Task description:
Tally the lines that hold the string "page", and reply with the count alone.
::::::::::
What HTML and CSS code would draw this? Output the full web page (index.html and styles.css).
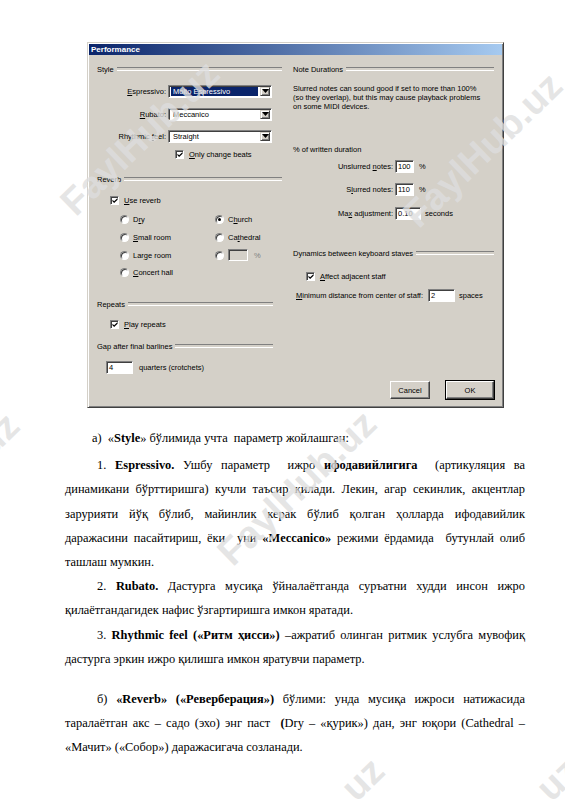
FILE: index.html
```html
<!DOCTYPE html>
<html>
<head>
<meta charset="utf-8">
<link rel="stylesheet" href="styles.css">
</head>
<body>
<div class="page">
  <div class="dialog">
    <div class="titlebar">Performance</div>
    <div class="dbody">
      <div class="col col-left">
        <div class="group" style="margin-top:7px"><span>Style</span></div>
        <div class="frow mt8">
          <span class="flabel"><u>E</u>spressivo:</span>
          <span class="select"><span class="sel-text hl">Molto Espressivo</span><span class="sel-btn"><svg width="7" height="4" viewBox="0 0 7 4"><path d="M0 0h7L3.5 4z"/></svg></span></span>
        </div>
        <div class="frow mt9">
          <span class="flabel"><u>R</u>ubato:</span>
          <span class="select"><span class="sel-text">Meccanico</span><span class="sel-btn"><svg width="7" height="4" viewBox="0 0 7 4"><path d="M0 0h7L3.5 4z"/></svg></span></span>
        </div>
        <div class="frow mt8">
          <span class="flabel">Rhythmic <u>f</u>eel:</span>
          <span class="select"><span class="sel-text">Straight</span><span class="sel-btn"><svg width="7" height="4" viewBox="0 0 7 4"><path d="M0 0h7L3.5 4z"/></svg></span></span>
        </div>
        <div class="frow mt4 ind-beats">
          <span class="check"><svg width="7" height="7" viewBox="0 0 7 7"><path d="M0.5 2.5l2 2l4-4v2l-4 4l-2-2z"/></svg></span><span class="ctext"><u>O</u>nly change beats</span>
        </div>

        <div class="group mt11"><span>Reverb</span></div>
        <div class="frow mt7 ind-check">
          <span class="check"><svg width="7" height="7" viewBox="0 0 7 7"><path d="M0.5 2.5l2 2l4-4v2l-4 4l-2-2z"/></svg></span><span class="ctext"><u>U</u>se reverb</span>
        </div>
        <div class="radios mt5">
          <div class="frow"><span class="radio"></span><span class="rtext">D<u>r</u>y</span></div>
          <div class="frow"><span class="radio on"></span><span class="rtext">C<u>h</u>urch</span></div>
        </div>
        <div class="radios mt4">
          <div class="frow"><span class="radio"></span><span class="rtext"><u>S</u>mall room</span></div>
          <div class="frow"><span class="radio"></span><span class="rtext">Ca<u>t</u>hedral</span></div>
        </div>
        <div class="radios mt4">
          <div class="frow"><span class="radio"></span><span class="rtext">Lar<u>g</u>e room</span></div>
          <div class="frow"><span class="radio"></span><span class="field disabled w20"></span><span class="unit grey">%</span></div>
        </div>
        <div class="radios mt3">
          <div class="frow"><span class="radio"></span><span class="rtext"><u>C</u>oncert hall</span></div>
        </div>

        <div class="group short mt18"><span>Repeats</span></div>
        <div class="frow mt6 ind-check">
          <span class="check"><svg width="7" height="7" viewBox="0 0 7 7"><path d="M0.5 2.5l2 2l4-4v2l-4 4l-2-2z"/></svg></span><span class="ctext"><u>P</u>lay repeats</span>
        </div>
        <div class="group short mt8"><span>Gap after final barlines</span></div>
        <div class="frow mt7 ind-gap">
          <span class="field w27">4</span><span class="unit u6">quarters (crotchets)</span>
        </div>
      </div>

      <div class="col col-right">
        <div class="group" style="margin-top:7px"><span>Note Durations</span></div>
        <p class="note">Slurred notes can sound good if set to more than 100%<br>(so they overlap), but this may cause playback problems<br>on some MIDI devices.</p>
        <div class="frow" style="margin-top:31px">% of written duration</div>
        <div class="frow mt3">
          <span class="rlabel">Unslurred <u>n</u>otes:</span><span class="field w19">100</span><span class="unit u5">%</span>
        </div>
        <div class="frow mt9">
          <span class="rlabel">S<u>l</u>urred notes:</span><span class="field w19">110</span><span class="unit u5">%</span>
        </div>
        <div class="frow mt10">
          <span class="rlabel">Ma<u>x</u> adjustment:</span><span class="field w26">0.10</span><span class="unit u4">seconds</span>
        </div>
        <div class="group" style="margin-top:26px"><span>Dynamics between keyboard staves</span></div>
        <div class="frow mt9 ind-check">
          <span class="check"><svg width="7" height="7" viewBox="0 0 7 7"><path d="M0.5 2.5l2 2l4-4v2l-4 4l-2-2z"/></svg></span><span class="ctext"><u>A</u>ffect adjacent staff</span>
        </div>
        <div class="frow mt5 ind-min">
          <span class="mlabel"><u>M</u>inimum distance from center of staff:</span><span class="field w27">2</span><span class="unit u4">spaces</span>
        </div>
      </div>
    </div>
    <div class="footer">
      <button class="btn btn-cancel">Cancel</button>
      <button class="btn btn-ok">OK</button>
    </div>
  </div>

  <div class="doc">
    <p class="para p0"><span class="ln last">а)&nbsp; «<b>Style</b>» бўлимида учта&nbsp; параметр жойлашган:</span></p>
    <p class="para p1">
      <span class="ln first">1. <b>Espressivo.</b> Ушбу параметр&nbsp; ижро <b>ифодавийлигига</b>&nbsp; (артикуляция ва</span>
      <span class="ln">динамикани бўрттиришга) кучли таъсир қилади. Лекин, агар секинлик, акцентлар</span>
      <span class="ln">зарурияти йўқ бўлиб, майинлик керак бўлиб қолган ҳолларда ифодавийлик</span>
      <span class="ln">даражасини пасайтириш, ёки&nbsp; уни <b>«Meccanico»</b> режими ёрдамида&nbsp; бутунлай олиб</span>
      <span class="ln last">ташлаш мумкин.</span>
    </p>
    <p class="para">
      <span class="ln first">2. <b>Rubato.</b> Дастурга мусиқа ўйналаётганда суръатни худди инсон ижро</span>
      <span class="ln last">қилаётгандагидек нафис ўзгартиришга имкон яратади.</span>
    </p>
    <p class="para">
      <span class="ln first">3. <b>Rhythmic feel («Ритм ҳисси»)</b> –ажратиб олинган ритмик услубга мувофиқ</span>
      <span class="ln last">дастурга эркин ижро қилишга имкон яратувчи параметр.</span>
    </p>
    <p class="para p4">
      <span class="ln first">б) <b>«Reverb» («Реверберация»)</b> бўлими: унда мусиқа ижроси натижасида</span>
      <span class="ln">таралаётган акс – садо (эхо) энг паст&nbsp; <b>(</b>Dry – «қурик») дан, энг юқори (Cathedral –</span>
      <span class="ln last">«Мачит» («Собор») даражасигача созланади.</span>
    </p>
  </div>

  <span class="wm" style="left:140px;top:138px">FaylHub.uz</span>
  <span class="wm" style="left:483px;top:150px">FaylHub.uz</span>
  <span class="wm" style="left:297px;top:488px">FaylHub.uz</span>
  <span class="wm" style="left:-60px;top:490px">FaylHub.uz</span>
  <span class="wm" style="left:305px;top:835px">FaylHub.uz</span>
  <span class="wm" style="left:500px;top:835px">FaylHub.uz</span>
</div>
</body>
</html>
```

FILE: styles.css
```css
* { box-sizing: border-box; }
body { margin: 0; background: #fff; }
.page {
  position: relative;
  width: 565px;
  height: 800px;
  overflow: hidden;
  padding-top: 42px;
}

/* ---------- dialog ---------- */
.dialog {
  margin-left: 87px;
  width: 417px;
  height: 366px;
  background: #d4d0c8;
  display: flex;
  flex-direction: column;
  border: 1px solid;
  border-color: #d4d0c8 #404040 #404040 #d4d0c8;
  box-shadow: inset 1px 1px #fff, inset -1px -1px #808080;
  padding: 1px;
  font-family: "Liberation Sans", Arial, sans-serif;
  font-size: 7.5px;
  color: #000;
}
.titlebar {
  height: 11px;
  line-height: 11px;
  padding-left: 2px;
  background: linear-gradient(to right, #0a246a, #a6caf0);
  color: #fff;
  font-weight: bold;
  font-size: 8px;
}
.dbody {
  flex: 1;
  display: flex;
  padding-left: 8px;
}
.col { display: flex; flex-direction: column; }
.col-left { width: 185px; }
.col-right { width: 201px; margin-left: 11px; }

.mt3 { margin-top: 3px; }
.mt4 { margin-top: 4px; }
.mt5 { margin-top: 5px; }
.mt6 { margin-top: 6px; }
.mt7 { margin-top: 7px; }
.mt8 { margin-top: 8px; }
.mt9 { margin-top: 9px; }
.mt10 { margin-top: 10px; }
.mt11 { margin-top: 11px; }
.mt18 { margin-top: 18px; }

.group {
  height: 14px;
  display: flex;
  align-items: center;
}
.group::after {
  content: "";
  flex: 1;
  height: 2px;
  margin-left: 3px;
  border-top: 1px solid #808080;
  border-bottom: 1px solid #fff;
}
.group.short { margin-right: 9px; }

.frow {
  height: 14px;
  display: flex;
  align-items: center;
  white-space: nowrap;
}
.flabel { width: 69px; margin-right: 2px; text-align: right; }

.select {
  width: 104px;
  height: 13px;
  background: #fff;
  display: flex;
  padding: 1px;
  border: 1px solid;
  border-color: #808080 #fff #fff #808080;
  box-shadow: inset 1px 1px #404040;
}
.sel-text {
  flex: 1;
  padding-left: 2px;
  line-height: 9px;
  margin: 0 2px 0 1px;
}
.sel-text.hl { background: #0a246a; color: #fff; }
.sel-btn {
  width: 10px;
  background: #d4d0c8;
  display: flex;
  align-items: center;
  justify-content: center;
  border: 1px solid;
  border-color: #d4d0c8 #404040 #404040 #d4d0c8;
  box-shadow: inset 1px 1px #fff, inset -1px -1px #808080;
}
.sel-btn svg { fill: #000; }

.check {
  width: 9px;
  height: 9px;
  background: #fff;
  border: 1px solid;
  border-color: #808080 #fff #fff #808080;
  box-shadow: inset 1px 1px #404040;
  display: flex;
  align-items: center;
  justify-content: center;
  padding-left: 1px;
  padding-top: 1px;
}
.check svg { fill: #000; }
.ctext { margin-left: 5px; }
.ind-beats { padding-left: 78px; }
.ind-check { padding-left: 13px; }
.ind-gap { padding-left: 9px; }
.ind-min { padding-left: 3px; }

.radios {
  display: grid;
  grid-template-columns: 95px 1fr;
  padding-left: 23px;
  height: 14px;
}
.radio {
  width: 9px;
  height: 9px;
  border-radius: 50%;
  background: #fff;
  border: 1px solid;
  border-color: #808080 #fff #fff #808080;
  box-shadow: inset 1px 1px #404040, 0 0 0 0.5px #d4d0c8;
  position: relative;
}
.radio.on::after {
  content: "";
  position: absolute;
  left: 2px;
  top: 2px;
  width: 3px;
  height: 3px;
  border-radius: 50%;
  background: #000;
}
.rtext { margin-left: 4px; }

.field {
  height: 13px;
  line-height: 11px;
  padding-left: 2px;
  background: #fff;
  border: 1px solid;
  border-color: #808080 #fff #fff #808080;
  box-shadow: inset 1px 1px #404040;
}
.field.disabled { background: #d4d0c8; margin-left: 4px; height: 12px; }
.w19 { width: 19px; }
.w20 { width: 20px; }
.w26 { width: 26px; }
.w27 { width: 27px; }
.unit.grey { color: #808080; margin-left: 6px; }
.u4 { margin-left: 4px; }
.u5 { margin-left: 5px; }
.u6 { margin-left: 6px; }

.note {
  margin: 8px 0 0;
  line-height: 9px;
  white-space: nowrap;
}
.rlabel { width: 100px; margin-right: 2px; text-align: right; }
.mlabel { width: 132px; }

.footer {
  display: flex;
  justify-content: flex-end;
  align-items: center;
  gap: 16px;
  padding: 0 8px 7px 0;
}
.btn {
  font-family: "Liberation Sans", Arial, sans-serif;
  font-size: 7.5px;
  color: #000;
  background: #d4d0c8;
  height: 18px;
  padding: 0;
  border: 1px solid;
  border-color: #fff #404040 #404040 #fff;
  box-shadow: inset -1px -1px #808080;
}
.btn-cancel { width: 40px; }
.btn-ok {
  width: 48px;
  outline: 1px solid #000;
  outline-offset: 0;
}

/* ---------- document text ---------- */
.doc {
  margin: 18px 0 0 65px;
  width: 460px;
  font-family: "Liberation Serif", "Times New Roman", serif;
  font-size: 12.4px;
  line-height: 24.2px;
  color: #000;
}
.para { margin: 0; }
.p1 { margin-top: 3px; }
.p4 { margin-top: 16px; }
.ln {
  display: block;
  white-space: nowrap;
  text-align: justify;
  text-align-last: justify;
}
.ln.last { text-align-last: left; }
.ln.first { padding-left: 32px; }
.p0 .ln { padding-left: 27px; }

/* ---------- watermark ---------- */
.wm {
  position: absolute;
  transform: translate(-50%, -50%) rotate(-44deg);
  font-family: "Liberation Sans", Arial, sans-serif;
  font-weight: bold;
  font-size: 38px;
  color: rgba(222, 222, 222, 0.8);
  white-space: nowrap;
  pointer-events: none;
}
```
::::::::::
Exercise output:
3